-- START OF DATA PROVIDED --
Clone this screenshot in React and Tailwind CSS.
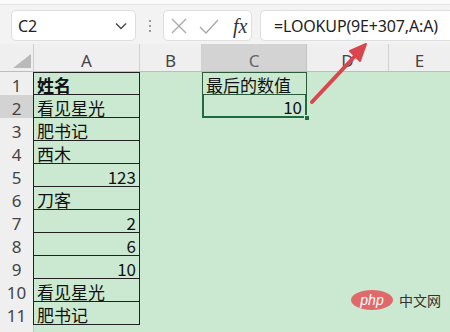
export default function App() {
  const rows = [
    { a: '姓名', bold: true },
    { a: '看见星光' },
    { a: '肥书记' },
    { a: '西木' },
    { a: '123', num: true },
    { a: '刀客' },
    { a: '2', num: true },
    { a: '6', num: true },
    { a: '10', num: true },
    { a: '看见星光' },
    { a: '肥书记' },
  ];
  const cjk = { fontFamily: '"Noto Sans CJK SC", "Noto Sans", sans-serif' };
  return (
    <div className="relative w-[450px] h-[332px] overflow-hidden bg-[#cbe8d0]" style={cjk}>
      {/* formula bar */}
      <div className="h-[44px] bg-[#f3f3f3] border-t-[4px] border-[#fafafa] flex items-start pt-[6px] pl-[11px] shadow-[inset_0_1px_0_#e4e4e4]">
        <div className="w-[125px] h-[31px] bg-white rounded-[5px] border border-[#dedede] flex items-center justify-between pl-[6px] pr-[8px]">
          <span className="text-[16px] text-[#222]" style={{ fontFamily: '"Noto Sans", sans-serif' }}>C2</span>
          <svg width="12" height="8" viewBox="0 0 12 8"><path d="M1 1.5 L6 6.5 L11 1.5" fill="none" stroke="#444" strokeWidth="1.3" /></svg>
        </div>
        <div className="w-[27px] h-[31px] flex flex-col items-center justify-center gap-[3px]">
          <div className="w-[2px] h-[2px] bg-[#9a9a9a]" />
          <div className="w-[2px] h-[2px] bg-[#9a9a9a]" />
          <div className="w-[2px] h-[2px] bg-[#9a9a9a]" />
        </div>
        <div className="w-[89px] h-[31px] bg-white rounded-[5px] border border-[#dedede] flex items-center pl-[7px]">
          <svg width="16" height="16" viewBox="0 0 16 16"><path d="M1 1 L15 15 M15 1 L1 15" stroke="#a8a8a8" strokeWidth="1.3" fill="none" /></svg>
          <svg className="ml-[12px]" width="20" height="16" viewBox="0 0 20 16"><path d="M1 9 L7 15 L19 2" stroke="#a8a8a8" strokeWidth="1.3" fill="none" /></svg>
          <span className="ml-[14px] text-[20px] italic text-[#333] leading-none" style={{ fontFamily: '"Liberation Serif", serif' }}>fx</span>
        </div>
        <div className="ml-[8px] flex-1 h-[31px] bg-white rounded-l-[5px] border border-r-0 border-[#dedede] flex items-center pl-[13px]">
          <span className="text-[16px] text-[#222] tracking-[-0.15px]" style={{ fontFamily: '"Noto Sans", sans-serif' }}>=LOOKUP(9E+307,A:A)</span>
        </div>
      </div>

      {/* column headers */}
      <div className="flex h-[28px] bg-[#efefef] border-b border-[#bdbdbd] text-[17px] text-[#444] leading-[20px]" style={{ fontFamily: '"Noto Sans", sans-serif' }}>
        <div className="w-[34px] border-r border-[#d0d0d0] relative">
          <svg className="absolute right-[2px] bottom-[3px]" width="18" height="14" viewBox="0 0 18 14"><path d="M18 0 L18 14 L0 14 Z" fill="#b9b9b9" /></svg>
        </div>
        <div className="w-[106px] border-r border-[#d0d0d0] flex items-center justify-center pt-[6px]">A</div>
        <div className="w-[62px] border-r border-[#d0d0d0] flex items-center justify-center pt-[6px]">B</div>
        <div className="w-[105px] bg-[#d3d3d3] border-r border-[#c4c4c4] flex items-center justify-center pt-[6px] text-[#666]">C</div>
        <div className="w-[82px] border-r border-[#d0d0d0] flex items-center justify-center pt-[6px]">D</div>
        <div className="flex-1 flex items-center justify-center pt-[6px]">E</div>
      </div>

      {/* rows */}
      {rows.map((r, i) => (
        <div key={i} className="flex h-[23px]">
          <div
            className={`w-[34px] flex items-center justify-center pt-[4px] text-[17px] leading-[18px] text-[#444] border-r border-[#222] ${i === 1 ? 'bg-[#d3d3d3]' : 'bg-[#efefef]'}`}
            style={{ fontFamily: '"Noto Sans", sans-serif' }}
          >
            {i + 1}
          </div>
          <div
            className={`w-[106px] border-r border-b border-[#222] flex items-center pt-[3px] px-[3px] text-[17px] text-[#111] leading-[18px] ${i === 0 ? 'border-t font-bold' : ''} ${r.num ? 'justify-end' : 'justify-start'}`}
          >
            {r.a}
          </div>
          <div className="w-[62px]" />
          {i === 0 ? (
            <div className="w-[105px] border border-[#2e5a3c] flex items-center pt-[3px] px-[3px] text-[17px] text-[#111] leading-[18px]">最后的数值</div>
          ) : i === 1 ? (
            <div className="w-[105px] relative border-2 border-t-0 border-[#1e6b3e] flex items-center justify-end pt-[2px] px-[3px] text-[17px] text-[#111] leading-[18px]">
              10
              <div className="absolute right-[-5px] bottom-[-5px] w-[6px] h-[6px] bg-[#1e6b3e] border border-[#cbe8d0]" />
            </div>
          ) : (
            <div className="w-[105px]" />
          )}
          <div className="flex-1" />
        </div>
      ))}
      <div className="flex h-[7px]">
        <div className="w-[34px] bg-[#efefef] border-r border-[#c4c4c4]" />
      </div>

      {/* arrow */}
      <svg className="absolute left-0 top-0 pointer-events-none" width="450" height="332" viewBox="0 0 450 332">
        <line x1="312" y1="102" x2="356" y2="55" stroke="#d9464d" strokeWidth="4" strokeLinecap="round" />
        <path d="M366 44 L350 51 L360 61 Z" fill="#d9464d" stroke="#d9464d" strokeWidth="2" strokeLinejoin="round" />
      </svg>

      {/* watermark */}
      <div className="absolute left-[351px] top-[290px] flex items-center">
        <div className="w-[42px] h-[20px] rounded-[50%] bg-[#e06a6a] flex items-center justify-center">
          <span className="text-[14px] italic text-white leading-none" style={{ fontFamily: '"Liberation Sans", sans-serif' }}>php</span>
        </div>
        <span className="ml-[6px] text-[14px] text-[#333] leading-none">中文网</span>
      </div>
    </div>
  );
}
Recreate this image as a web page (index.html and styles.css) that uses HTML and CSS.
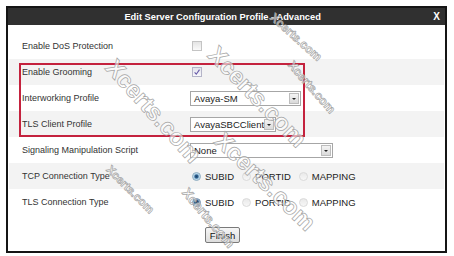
FILE: index.html
```html
<!DOCTYPE html>
<html lang="en">
<head>
    <meta charset="UTF-8">
    <title>Edit Server Configuration Profile - Advanced</title>
    <link rel="stylesheet" href="styles.css">
</head>
<body>
<div class="page">
    <div class="dialog">
        <div class="dialog-head">
            <span class="title">Edit Server Configuration Profile - Advanced</span>
            <span class="close">X</span>
        </div>
        <div class="dialog-body">
            <div class="row">
                <div class="label">Enable DoS Protection</div>
                <div class="value"><span class="check"></span></div>
            </div>
            <div class="row alt">
                <div class="label">Enable Grooming</div>
                <div class="value">
                    <span class="check checked">
                        <svg width="8" height="8" viewBox="0 0 8 8"><path d="M1.6 4.3 L3.3 6.2 L6.5 1.6" fill="none" stroke="#6659a8" stroke-width="1.1"/></svg>
                    </span>
                </div>
            </div>
            <div class="row">
                <div class="label">Interworking Profile</div>
                <div class="value">
                    <div class="select select-mid"><span class="select-text">Avaya-SM</span><span class="select-btn"></span></div>
                </div>
            </div>
            <div class="row alt">
                <div class="label">TLS Client Profile</div>
                <div class="value">
                    <div class="select select-short"><span class="select-text">AvayaSBCClient</span><span class="select-btn"></span></div>
                </div>
            </div>
            <div class="row">
                <div class="label">Signaling Manipulation Script</div>
                <div class="value">
                    <div class="select select-long"><span class="select-text">None</span><span class="select-btn"></span></div>
                </div>
            </div>
            <div class="row alt">
                <div class="label">TCP Connection Type</div>
                <div class="value radios">
                    <span class="opt"><span class="radio on"></span>SUBID</span>
                    <span class="opt"><span class="radio"></span>PORTID</span>
                    <span class="opt"><span class="radio"></span>MAPPING</span>
                </div>
            </div>
            <div class="row">
                <div class="label">TLS Connection Type</div>
                <div class="value radios">
                    <span class="opt"><span class="radio on dark"></span>SUBID</span>
                    <span class="opt"><span class="radio"></span>PORTID</span>
                    <span class="opt"><span class="radio"></span>MAPPING</span>
                </div>
            </div>
            <div class="actions">
                <button class="btn">Finish</button>
            </div>
        </div>
    </div>

    <!-- annotation box + watermarks drawn over the dialog -->
    <div class="highlight"></div>
    <span class="wm wm-a">Xcerts.com</span>
    <span class="wm wm-b">Xcerts.com</span>
    <span class="wm wm-c">Xcerts.com</span>
    <span class="wm wm-d">Xcerts.com</span>
    <span class="wm wm-e">Xcerts.com</span>
    <span class="wm wm-f">Xcerts.com</span>
    <span class="wm wm-g">Xcerts.com</span>
</div>
</body>
</html>
```

FILE: styles.css
```css
body {
    margin: 0;
    background-color: #fff;
    font-family: "Liberation Sans", Arial, sans-serif;
}

.page {
    position: relative;
    width: 454px;
    height: 256px;
    overflow: hidden;
    padding-top: 6px;
    box-sizing: border-box;
}

.dialog {
    margin-left: 6px;
    width: 441px;
    border: 2px solid #151515;
    box-sizing: border-box;
    background-color: #fff;
}

.dialog-head {
    height: 17px;
    display: flex;
    align-items: center;
    background-color: #303030;
    color: #fff;
    font-weight: bold;
    font-size: 9.3px;
}

.title {
    flex: 1;
    text-align: center;
    padding-left: 4px;
}

.close {
    font-size: 10px;
    padding-right: 5px;
}

.dialog-body {
    padding: 8px 1px 8px;
}

.row {
    height: 26px;
    display: flex;
    align-items: center;
}

.row.alt {
    background-color: #f3f3f3;
}

.label {
    width: 181px;
    padding-left: 13px;
    box-sizing: border-box;
    font-size: 9px;
    color: #333;
}

.value {
    display: flex;
    align-items: center;
    font-size: 9.5px;
    color: #222;
}

.check {
    width: 10px;
    height: 10px;
    margin-left: 2px;
    box-sizing: border-box;
    border: 1px solid #c4c4c4;
    background: linear-gradient(#e4e4e4, #fafafa);
    display: flex;
    align-items: center;
    justify-content: center;
}

.check.checked {
    border-color: #b4b4c8;
    background: linear-gradient(#e2e2ec, #f8f8fb);
}

.select {
    height: 15px;
    box-sizing: border-box;
    border: 1px solid #a6a6a6;
    background-color: #fff;
    display: flex;
    align-items: center;
    justify-content: space-between;
}

.select-mid { width: 111px; }
.select-short { width: 86px; }
.select-long { width: 143px; }

.select-text {
    padding-left: 3px;
    white-space: nowrap;
}

.select-btn {
    width: 10px;
    height: 11px;
    margin-right: 1px;
    box-sizing: border-box;
    border: 1px solid #bdbdbd;
    background: linear-gradient(#f4f4f4, #dadada);
    position: relative;
}

.select-btn::after {
    content: "";
    position: absolute;
    left: 2px;
    top: 4px;
    border-left: 2px solid transparent;
    border-right: 2px solid transparent;
    border-top: 2px solid #222;
}

.radios {
    gap: 8px;
    margin-left: 2px;
}

.opt {
    display: flex;
    align-items: center;
    gap: 4px;
}

.radio {
    width: 9px;
    height: 9px;
    border-radius: 50%;
    box-sizing: border-box;
    border: 1px solid #dadada;
    background: linear-gradient(#e9e9e9, #f7f7f7);
}

.radio.on {
    border-color: #8aaabf;
    background: radial-gradient(circle at 50% 50%, #1d3f66 0, #2b5f8e 1.5px, #a8cbe2 2.6px, #e2eef6 4px);
}

.radio.on.dark {
    border-color: #6f8fae;
    background: radial-gradient(circle at 50% 45%, #1a3a60 0, #25507c 1.8px, #88aac8 2.8px, #c8dbea 4px);
}

.actions {
    display: flex;
    justify-content: center;
    padding-top: 12px;
}

.btn {
    height: 16px;
    padding: 0 4px;
    margin-right: 8px;
    border: 1px solid #7a7a7a;
    border-radius: 2px;
    background: linear-gradient(#f6f6f6, #dddddd);
    font-family: "Liberation Sans", Arial, sans-serif;
    font-size: 9.5px;
    color: #111;
}

.highlight {
    position: absolute;
    left: 19px;
    top: 63px;
    width: 286px;
    height: 74px;
    box-sizing: border-box;
    border: 2px solid #c4223e;
}

.wm {
    position: absolute;
    font-family: "Liberation Sans", Arial, sans-serif;
    font-weight: bold;
    line-height: 1;
    white-space: nowrap;
    color: rgba(255, 255, 255, 0.6);
    -webkit-text-stroke: 0.7px #a4a4a4;
    transform-origin: 0 0;
    transform: rotate(48deg);
}

.wm-a { left: 119px; top: 55px; font-size: 24px; }
.wm-b { left: 221px; top: 42px; font-size: 24px; transform: rotate(46deg); }
.wm-c { left: 227px; top: 128px; font-size: 24px; transform: rotate(44deg); }
.wm-d { left: 112px; top: 164px; font-size: 11.5px; transform: rotate(45deg); }
.wm-e { left: 190px; top: 186px; font-size: 13.5px; transform: rotate(50deg); }
.wm-f { left: 295px; top: 59px; font-size: 12px; transform: rotate(49deg); }
.wm-g { left: 276px; top: 11px; font-size: 12px; transform: rotate(42deg); }
```
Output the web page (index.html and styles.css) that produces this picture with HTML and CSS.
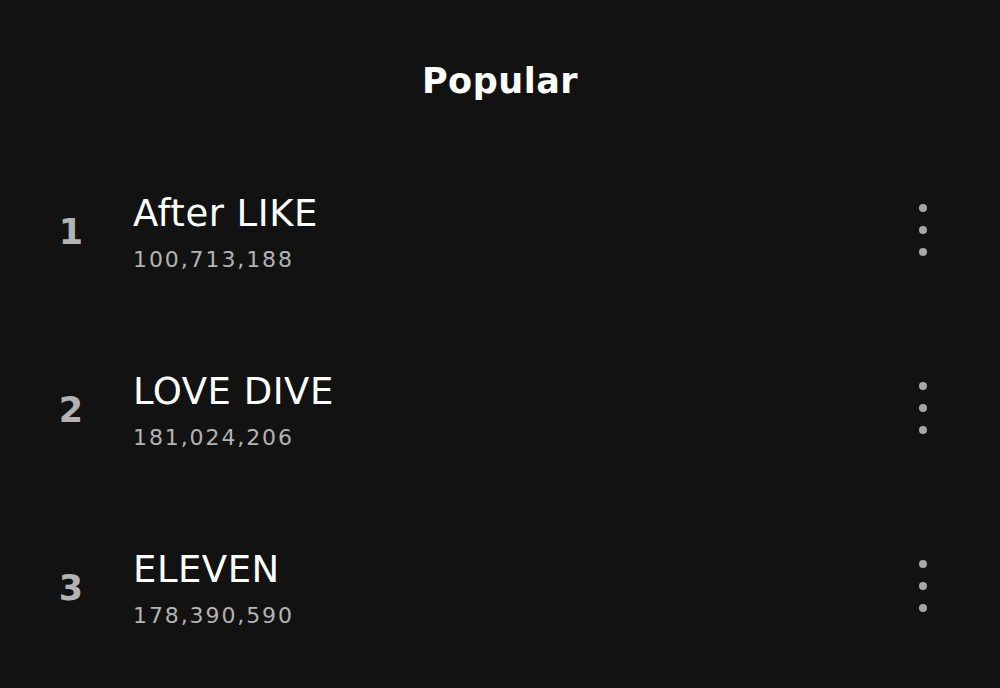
FILE: index.html
```html
<!DOCTYPE html>
<html lang="en">
<head>
  <meta charset="UTF-8">
  <title>Popular</title>
  <link rel="stylesheet" href="styles.css">
</head>
<body>

  <!-- Header -->
  <div class="header">
    <h1>Popular</h1>
  </div>

  <!-- Track list -->
  <div class="tracks">
    <div class="track">
      <span class="rank">1</span>
      <div class="info">
        <div class="title">After LIKE</div>
        <div class="plays">100,713,188</div>
      </div>
      <span class="more"><i></i><i></i><i></i></span>
    </div>

    <div class="track">
      <span class="rank">2</span>
      <div class="info">
        <div class="title">LOVE DIVE</div>
        <div class="plays">181,024,206</div>
      </div>
      <span class="more"><i></i><i></i><i></i></span>
    </div>

    <div class="track">
      <span class="rank">3</span>
      <div class="info">
        <div class="title">ELEVEN</div>
        <div class="plays">178,390,590</div>
      </div>
      <span class="more"><i></i><i></i><i></i></span>
    </div>
  </div>

</body>
</html>
```

FILE: styles.css
```css
body {
  margin: 0;
  background-color: #121212;
  color: #fff;
  font-family: "DejaVu Sans", sans-serif;
}

.header {
  height: 143px;
  text-align: center;
}

h1 {
  margin: 0;
  padding-top: 60px;
  font-size: 35px;
  line-height: 42px;
  font-weight: bold;
  letter-spacing: 0.5px;
}

.track {
  display: flex;
  align-items: center;
  height: 178px;
  padding: 0 73px 0 40px;
}

.rank {
  width: 62px;
  text-align: center;
  font-size: 35px;
  font-weight: bold;
  color: #b3b3b3;
}

.info {
  flex: 1;
  margin-left: 31px;
}

.title {
  font-size: 37px;
  line-height: 44px;
  letter-spacing: 0.5px;
}

.plays {
  margin-top: 11px;
  font-size: 22px;
  letter-spacing: 1.9px;
  color: #b3b3b3;
}

.more {
  display: flex;
  flex-direction: column;
  gap: 14px;
  margin-top: -4px;
}

.more i {
  width: 8px;
  height: 8px;
  border-radius: 50%;
  background-color: #a7a7a7;
}
```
-- END OF DATA PROVIDED --
WHAT YOU NEED TO DO: Find all the lines containing "that" in the material, then copy them.

THE SOLUTION:
Recreate this image as a web page (index.html and styles.css) that uses HTML and CSS.
Output the web page (index.html and styles.css) that produces this picture with HTML and CSS.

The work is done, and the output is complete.